Empirical model of the Gibbs free energy for saline solutions of arbitrary concentration: Application for H2O-NaCl solutions at 423.15K-573.15K and pressures from saturation up to 5kbar
Mikhail V. Ivanov (1), Sergey A. Bushmin (1) ((1) Institute of, Precambrian Geology, Geochronology, Russian Academy of Sciences., Sankt-Petersburg, Russia)

TL;DR
This paper presents an empirical, analytical model for the Gibbs free energy of saline solutions, accurately describing H2O-NaCl solutions across wide concentration, temperature, and pressure ranges, useful for thermodynamic property predictions.
Contribution
The authors develop a simple four-parameter analytical model for Gex that accurately fits experimental data for H2O-NaCl solutions from dilute to saturated concentrations, extending to high pressures up to 5 kbar.
Findings
Accurately reproduces experimental osmotic coefficients across concentrations.
Extends model applicability to high pressures up to 5 kbar.
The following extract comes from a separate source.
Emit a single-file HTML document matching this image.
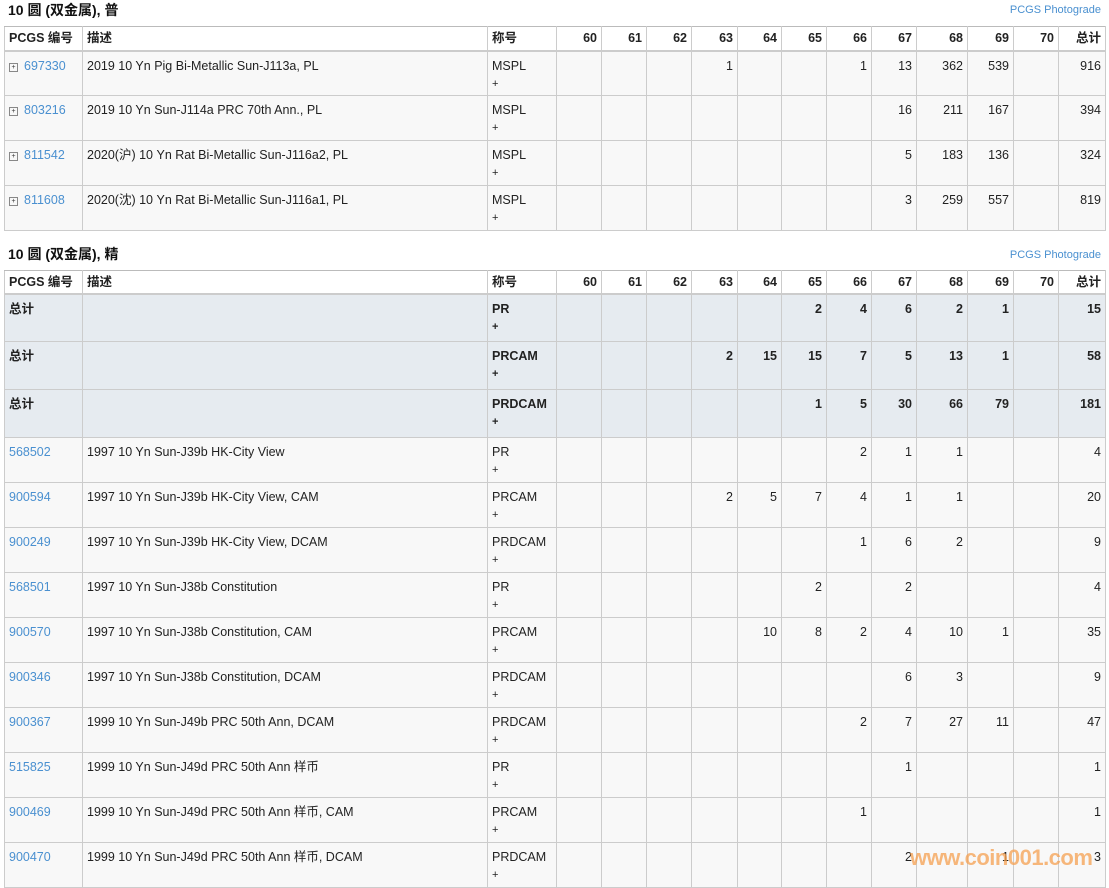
<!DOCTYPE html>
<html><head><meta charset="utf-8"><style>
body{margin:0;background:#fff;font-family:"Liberation Sans","Noto Sans CJK SC",sans-serif;font-size:12.5px;color:#222;width:1109px;height:885px;overflow:hidden;position:relative}
.t{position:absolute;left:8px;font-weight:bold;font-size:14px;color:#111}
.pg{position:absolute;right:8px;font-size:11px;color:#4a90d0}
table{position:absolute;left:4px;border-collapse:collapse;table-layout:fixed;width:1101px}
td,th{border:1px solid #ccc;padding:0 4px;vertical-align:top;overflow:hidden;white-space:nowrap;line-height:16px}
th{height:24px;box-sizing:border-box;vertical-align:middle;font-weight:bold;text-align:right;background:#fff;border-top:1px solid #bbb;border-bottom:2px solid #ccc}
.t2 th{height:23px}
th.l{text-align:left}
tr.d td{height:45px;background:#f8f8f8;padding-top:6px;box-sizing:border-box}
tr.s td{height:48px;background:#e6ebf0;padding-top:6px;box-sizing:border-box;font-weight:bold}
td.n{text-align:right}
a{color:#4a90d0;text-decoration:none}
.p{font-size:11px;line-height:20px}
.b{display:inline-block;width:7px;height:7px;border:1px solid #888;font-size:7px;line-height:7px;text-align:center;margin-right:6px;vertical-align:1px;color:#333}
.wm{position:absolute;left:910px;top:845px;font-family:"Liberation Sans",sans-serif;font-weight:bold;font-size:22px;color:rgba(245,160,80,0.75);letter-spacing:-0.5px}
</style></head><body>
<div class="t" style="top:0">10 圆 (双金属), 普</div>
<div class="pg" style="top:4px">PCGS Photograde</div>
<table style="top:26px">
<colgroup><col style="width:78px"><col style="width:405px"><col style="width:69px"><col style="width:45px"><col style="width:45px"><col style="width:45px"><col style="width:46px"><col style="width:44px"><col style="width:45px"><col style="width:45px"><col style="width:45px"><col style="width:51px"><col style="width:46px"><col style="width:45px"><col style="width:47px"></colgroup>
<tr><th class="l">PCGS 编号</th><th class="l">描述</th><th class="l">称号</th><th>60</th><th>61</th><th>62</th><th>63</th><th>64</th><th>65</th><th>66</th><th>67</th><th>68</th><th>69</th><th>70</th><th>总计</th></tr>
<tr class="d"><td><span class="b">+</span><a>697330</a></td><td>2019 10 Yn Pig Bi-Metallic Sun-J113a, PL</td><td>MSPL<div class="p">+</div></td><td></td><td></td><td></td><td class="n">1</td><td></td><td></td><td class="n">1</td><td class="n">13</td><td class="n">362</td><td class="n">539</td><td></td><td class="n">916</td></tr>
<tr class="d"><td><span class="b">+</span><a>803216</a></td><td>2019 10 Yn Sun-J114a PRC 70th Ann., PL</td><td>MSPL<div class="p">+</div></td><td></td><td></td><td></td><td></td><td></td><td></td><td></td><td class="n">16</td><td class="n">211</td><td class="n">167</td><td></td><td class="n">394</td></tr>
<tr class="d"><td><span class="b">+</span><a>811542</a></td><td>2020(沪) 10 Yn Rat Bi-Metallic Sun-J116a2, PL</td><td>MSPL<div class="p">+</div></td><td></td><td></td><td></td><td></td><td></td><td></td><td></td><td class="n">5</td><td class="n">183</td><td class="n">136</td><td></td><td class="n">324</td></tr>
<tr class="d"><td><span class="b">+</span><a>811608</a></td><td>2020(沈) 10 Yn Rat Bi-Metallic Sun-J116a1, PL</td><td>MSPL<div class="p">+</div></td><td></td><td></td><td></td><td></td><td></td><td></td><td></td><td class="n">3</td><td class="n">259</td><td class="n">557</td><td></td><td class="n">819</td></tr>
</table>
<div class="t" style="top:244px">10 圆 (双金属), 精</div>
<div class="pg" style="top:249px">PCGS Photograde</div>
<table class="t2" style="top:270px">
<colgroup><col style="width:78px"><col style="width:405px"><col style="width:69px"><col style="width:45px"><col style="width:45px"><col style="width:45px"><col style="width:46px"><col style="width:44px"><col style="width:45px"><col style="width:45px"><col style="width:45px"><col style="width:51px"><col style="width:46px"><col style="width:45px"><col style="width:47px"></colgroup>
<tr><th class="l">PCGS 编号</th><th class="l">描述</th><th class="l">称号</th><th>60</th><th>61</th><th>62</th><th>63</th><th>64</th><th>65</th><th>66</th><th>67</th><th>68</th><th>69</th><th>70</th><th>总计</th></tr>
<tr class="s"><td>总计</td><td></td><td>PR<div class="p">+</div></td><td></td><td></td><td></td><td></td><td></td><td class="n">2</td><td class="n">4</td><td class="n">6</td><td class="n">2</td><td class="n">1</td><td></td><td class="n">15</td></tr>
<tr class="s"><td>总计</td><td></td><td>PRCAM<div class="p">+</div></td><td></td><td></td><td></td><td class="n">2</td><td class="n">15</td><td class="n">15</td><td class="n">7</td><td class="n">5</td><td class="n">13</td><td class="n">1</td><td></td><td class="n">58</td></tr>
<tr class="s"><td>总计</td><td></td><td>PRDCAM<div class="p">+</div></td><td></td><td></td><td></td><td></td><td></td><td class="n">1</td><td class="n">5</td><td class="n">30</td><td class="n">66</td><td class="n">79</td><td></td><td class="n">181</td></tr>
<tr class="d"><td><a>568502</a></td><td>1997 10 Yn Sun-J39b HK-City View</td><td>PR<div class="p">+</div></td><td></td><td></td><td></td><td></td><td></td><td></td><td class="n">2</td><td class="n">1</td><td class="n">1</td><td></td><td></td><td class="n">4</td></tr>
<tr class="d"><td><a>900594</a></td><td>1997 10 Yn Sun-J39b HK-City View, CAM</td><td>PRCAM<div class="p">+</div></td><td></td><td></td><td></td><td class="n">2</td><td class="n">5</td><td class="n">7</td><td class="n">4</td><td class="n">1</td><td class="n">1</td><td></td><td></td><td class="n">20</td></tr>
<tr class="d"><td><a>900249</a></td><td>1997 10 Yn Sun-J39b HK-City View, DCAM</td><td>PRDCAM<div class="p">+</div></td><td></td><td></td><td></td><td></td><td></td><td></td><td class="n">1</td><td class="n">6</td><td class="n">2</td><td></td><td></td><td class="n">9</td></tr>
<tr class="d"><td><a>568501</a></td><td>1997 10 Yn Sun-J38b Constitution</td><td>PR<div class="p">+</div></td><td></td><td></td><td></td><td></td><td></td><td class="n">2</td><td></td><td class="n">2</td><td></td><td></td><td></td><td class="n">4</td></tr>
<tr class="d"><td><a>900570</a></td><td>1997 10 Yn Sun-J38b Constitution, CAM</td><td>PRCAM<div class="p">+</div></td><td></td><td></td><td></td><td></td><td class="n">10</td><td class="n">8</td><td class="n">2</td><td class="n">4</td><td class="n">10</td><td class="n">1</td><td></td><td class="n">35</td></tr>
<tr class="d"><td><a>900346</a></td><td>1997 10 Yn Sun-J38b Constitution, DCAM</td><td>PRDCAM<div class="p">+</div></td><td></td><td></td><td></td><td></td><td></td><td></td><td></td><td class="n">6</td><td class="n">3</td><td></td><td></td><td class="n">9</td></tr>
<tr class="d"><td><a>900367</a></td><td>1999 10 Yn Sun-J49b PRC 50th Ann, DCAM</td><td>PRDCAM<div class="p">+</div></td><td></td><td></td><td></td><td></td><td></td><td></td><td class="n">2</td><td class="n">7</td><td class="n">27</td><td class="n">11</td><td></td><td class="n">47</td></tr>
<tr class="d"><td><a>515825</a></td><td>1999 10 Yn Sun-J49d PRC 50th Ann 样币</td><td>PR<div class="p">+</div></td><td></td><td></td><td></td><td></td><td></td><td></td><td></td><td class="n">1</td><td></td><td></td><td></td><td class="n">1</td></tr>
<tr class="d"><td><a>900469</a></td><td>1999 10 Yn Sun-J49d PRC 50th Ann 样币, CAM</td><td>PRCAM<div class="p">+</div></td><td></td><td></td><td></td><td></td><td></td><td></td><td class="n">1</td><td></td><td></td><td></td><td></td><td class="n">1</td></tr>
<tr class="d"><td><a>900470</a></td><td>1999 10 Yn Sun-J49d PRC 50th Ann 样币, DCAM</td><td>PRDCAM<div class="p">+</div></td><td></td><td></td><td></td><td></td><td></td><td></td><td></td><td class="n">2</td><td></td><td class="n">1</td><td></td><td class="n">3</td></tr>
</table>
<div class="wm">www.coin001.com</div>
</body></html>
Provides thermodynamic properties for H2O-NaCl solutions over wide conditions.
Abstract
An empirical model of the concentration dependence of the excess Gibbs free energy Gex for saline solutions is proposed. Our simple analytical form of Gex allows obtaining equations of state of saline solutions equally precise in the whole range of the salt concentrations, from dilute solutions up to the limit of solubility. Our equation for Gex includes one term responsible for concentration dependence of Gex at low salt concentrations and two terms of Margules type dependent on powers of mole fractions of the components. These terms contain four parameters dependent on temperature and pressure. As an example of application of the proposed model we took the system H2O-NaCl. For fixed T and P, our four-parameter form of Gex allows precisely reproduce experimental data for NaCl water solutions, including both regions of low and high concentrations. An introduction of temperature…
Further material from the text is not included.